Beyond these two inner courtyards, there are the outer courtyards – for women (beyond which no woman could go), and for Gentiles (beyond which no gentile could go). The whole platform being surrounded by a huge colonnade – at one end, two stories tall. Even to reach the temple complex is a long climb up many stairs to enter through the outer gates.
Making an offering means a pilgrimage to the city, climbing the steps, exchanging your money, purchasing an animal, taking it through the courts to the entrance to the court of men, testifying that you are ritually pure and able to enter, taking your animal to the inner gate, waiting your turn for your animal to be slaughtered and taken by the priests to be burned on the altar in part or in whole.
This is the picture that comes to mind to those who were listening to Jesus.
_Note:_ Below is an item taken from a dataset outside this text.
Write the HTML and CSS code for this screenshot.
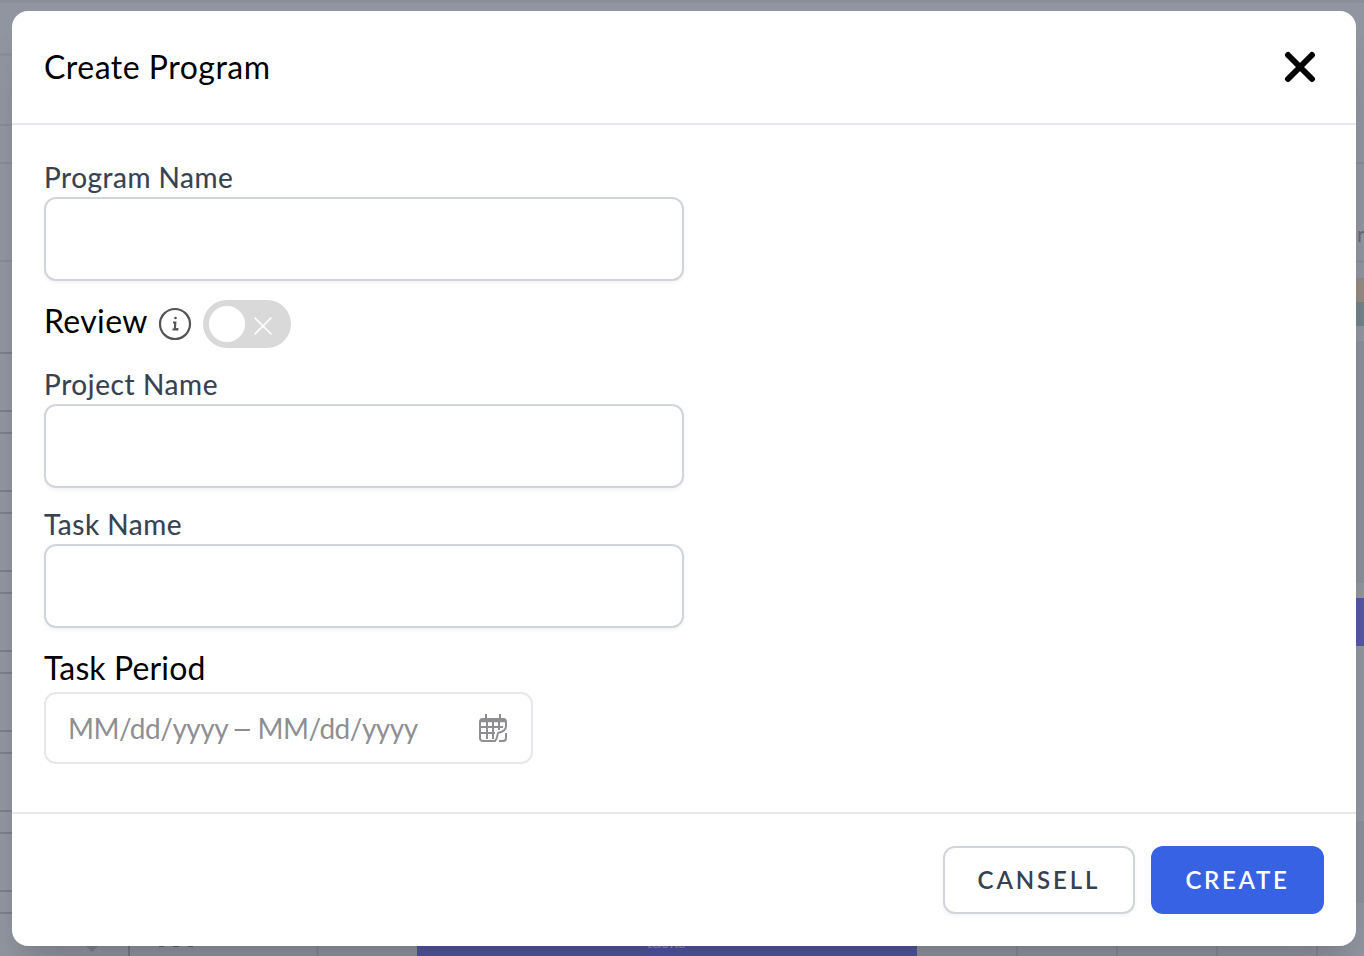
FILE: index.html
```
<!DOCTYPE html>
<html lang="en">
<head>
<meta charset="utf-8">
<title>Create Program</title>
<link rel="stylesheet" href="styles.css">
</head>
<body>
<svg class="backdrop" viewBox="0 0 1364 956" aria-hidden="true">
  <rect width="1364" height="956" fill="#9195a0"/>
  <path d="M0 1H1364" stroke="#8b8e99" stroke-width="3"/>
  <path d="M0 54.500H14M0 125H14M0 163H14M0 261H14M1354 261.500H1364M1354 163H1364" stroke="#888b96" stroke-width="2"/>
  <path d="M0 353H14M0 411H14M0 433H14M0 491H14M0 513H14M0 571H14M0 593H14M0 651H14M0 673H14M0 731H14M0 753H14M0 811H14M0 833H14M0 891H14M0 913H14" stroke="#7b7e89" stroke-width="2"/>
  <text class="backdrop-text" x="1357" y="242">r</text>
  <rect x="1354" y="278" width="10" height="24" fill="#938a80"/>
  <rect x="1354" y="302" width="10" height="24" fill="#718389"/>
  <rect x="1354" y="341" width="10" height="242" fill="#8b8f9a"/>
  <rect x="1354" y="583" width="10" height="78" fill="#91959e"/>
  <rect x="1354" y="598" width="10" height="48" fill="#5558a3"/>
  <rect x="1354" y="821" width="10" height="82" fill="#8b8f9a"/>
  <path d="M129 944V956" stroke="#767983" stroke-width="2"/>
  <path d="M317.500 944V956M1017 944V956M1117 944V956M1217 944V956M1317 944V956" stroke="#878a94" stroke-width="2"/>
  <path d="M84 944H100L92 952Z" fill="#7f828b"/>
  <path d="M159 946H164M173 946H179M188 946H193" stroke="#5f626b" stroke-width="2"/>
  <rect x="417" y="944" width="500" height="12" fill="#5155a1"/>
  <text class="backdrop-tag" x="646" y="948">tasks</text>
</svg>
<main class="modal" role="dialog" aria-labelledby="title">
  <header class="modal-header">
    <h1 class="title" id="title">Create Program</h1>
    <svg class="close" viewBox="0 0 32 32"><path d="M4 4L28 28M28 4L4 28"/></svg>
  </header>
  <form class="modal-body">
    <label class="field"><span class="label">Program Name</span><input class="input" type="text"></label>
    <div class="review">
      <span class="text review-text">Review</span>
      <svg class="info" viewBox="0 0 34 34"><circle cx="17" cy="17" r="15"/><path d="M15 15.500H17.300L16.800 22.500M14.500 22.500H19.300V21"/><circle class="dot" cx="17.500" cy="11" r="1.300"/></svg>
      <span class="switch"><span class="knob"></span><svg class="off" viewBox="0 0 20 20"><path d="M1.500 1.500L18.500 18.500M18.500 1.500L1.500 18.500"/></svg></span>
    </div>
    <label class="field"><span class="label project">Project Name</span><input class="input" type="text"></label>
    <label class="field task"><span class="label">Task Name</span><input class="input" type="text"></label>
    <div class="period">
      <span class="text period-text">Task Period</span>
      <div class="date"><span class="date-text">MM/dd/yyyy <span class="dash">–</span> MM/dd/yyyy</span>
        <svg class="calendar" viewBox="0 0 30 30"><path d="M8 1V6M22 1V6M5 6H25Q28 6 28 9V13Q28 18 21 19.500Q20 19.500 19.500 22Q19 26 17 28H5Q2 28 2 25V9Q2 6 5 6M2 14H25M2 20H17M9 9V26M15 9V26M21 9V17M28 20V25Q28 28 25 28H21"/><path class="bar" d="M2.500 7.500H27.500"/></svg>
      </div>
    </div>
  </form>
  <footer class="modal-footer">
    <button class="button cancel" type="button">CANSELL</button>
    <button class="button create" type="button">CREATE</button>
  </footer>
</main>
</body>
</html>
```

FILE: styles.css
```
* { box-sizing: border-box; }
body { margin: 0; width: 1364px; height: 956px; overflow: hidden; padding: 11px 8px 10px 12px; font-family: Lato, "Open Sans", sans-serif; color: #000; }
.backdrop { position: absolute; inset: 0; width: 1364px; height: 956px; z-index: -1; }
.backdrop-text { font-size: 21px; fill: #666974; }
.backdrop-tag { font-size: 18px; fill: #8b8e9b; }
.modal { height: 935px; display: flex; flex-direction: column; background: #fff; border-radius: 16px; box-shadow: 0 40px 50px -10px rgba(0,0,0,.1), 0 16px 20px -12px rgba(0,0,0,.1); }
.modal-header { height: 114px; padding: 0 40px 0 32px; display: flex; align-items: center; justify-content: space-between; border-bottom: 2px solid #e5e7eb; }
.title, .text { margin: 0; font-size: 32px; line-height: 48px; font-weight: 400; white-space: nowrap; }
.title { letter-spacing: .5px; }
.close { width: 32px; height: 32px; fill: none; stroke: #000; stroke-width: 6; stroke-linecap: round; }
.modal-body { flex: 1; padding: 32px 32px 0; }
.field { display: block; width: 640px; }
.label { display: block; height: 40px; line-height: 40px; font-size: 28px; font-weight: 400; -webkit-text-stroke: .15px #374151; color: #374151; letter-spacing: .5px; white-space: nowrap; }
.project { letter-spacing: .6px; }
.input { display: block; width: 100%; height: 84px; border: 2px solid #d1d5db; border-radius: 12px; background: #fff; box-shadow: 0 2px 4px rgba(0,0,0,.05); }
.review { height: 83px; padding-top: 3px; display: flex; align-items: center; }
.review-text { width: 114px; margin-top: -6px; letter-spacing: .35px; }
.info { width: 34px; height: 34px; fill: none; stroke: #555; stroke-width: 2.2; }
.info .dot { fill: #555; stroke: none; }
.switch { width: 88px; height: 48px; margin-left: 11px; padding: 0 18px 0 6px; display: flex; align-items: center; justify-content: space-between; border-radius: 24px; background: #d9d9d9; }
.knob { width: 36px; height: 36px; border-radius: 50%; background: #fff; }
.off { width: 20px; height: 20px; margin-top: 4px; fill: none; stroke: #fff; stroke-width: 1.6; }
.task { margin-top: 16px; }
.period { margin-top: 16px; }
.period-text { display: block; letter-spacing: .12px; }
.date { width: 489px; height: 72px; padding: 0 23px 0 22px; display: flex; align-items: center; justify-content: space-between; border: 2px solid #e5e7eb; border-radius: 12px; }
.date-text { font-size: 28px; letter-spacing: -.5px; color: #8e8e93; white-space: nowrap; }
.dash { display: inline-block; margin-right: 1px; transform: scaleX(1.35); }
.calendar { width: 30px; height: 30px; fill: none; stroke: #8e8e93; stroke-width: 2; }
.calendar .bar { stroke-width: 3.5; }
.modal-footer { height: 134px; padding: 0 32px; display: flex; align-items: center; justify-content: flex-end; gap: 16px; border-top: 2px solid #e5e7eb; }
.button { height: 68px; padding: 0; border-radius: 12px; font: 600 24px/32px Lato, sans-serif; letter-spacing: 2.9px; }
.cancel { width: 192px; border: 2px solid #d1d5db; background: #fff; color: #374151; box-shadow: 0 2px 4px rgba(0,0,0,.05); }
.create { width: 173px; border: 0; background: #3762e4; color: #fff; letter-spacing: 2.7px; }
```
If, at the end of your pilgrimage, when you have purchased your animal and at last made it to that inner gate – if there you remember that you are at odds with someone, Jesus declares you should leave your gift and run out in order to be reconciled with your adversary. That image allows us to hear the startling point Jesus is making.
God is in the world to reconcile. God is in the world to heal the human community. God is working to restore the torn fabric of life. It is not just murder that rends the human community, but every word of insult and anger. We ought not think religious acts mean anything if they are not joined to the reconciling work of God. Indeed, as they prophets often proclaim, they are more likely to offend God than to honor him if we are not living the justice, mercy and reconciliation of God.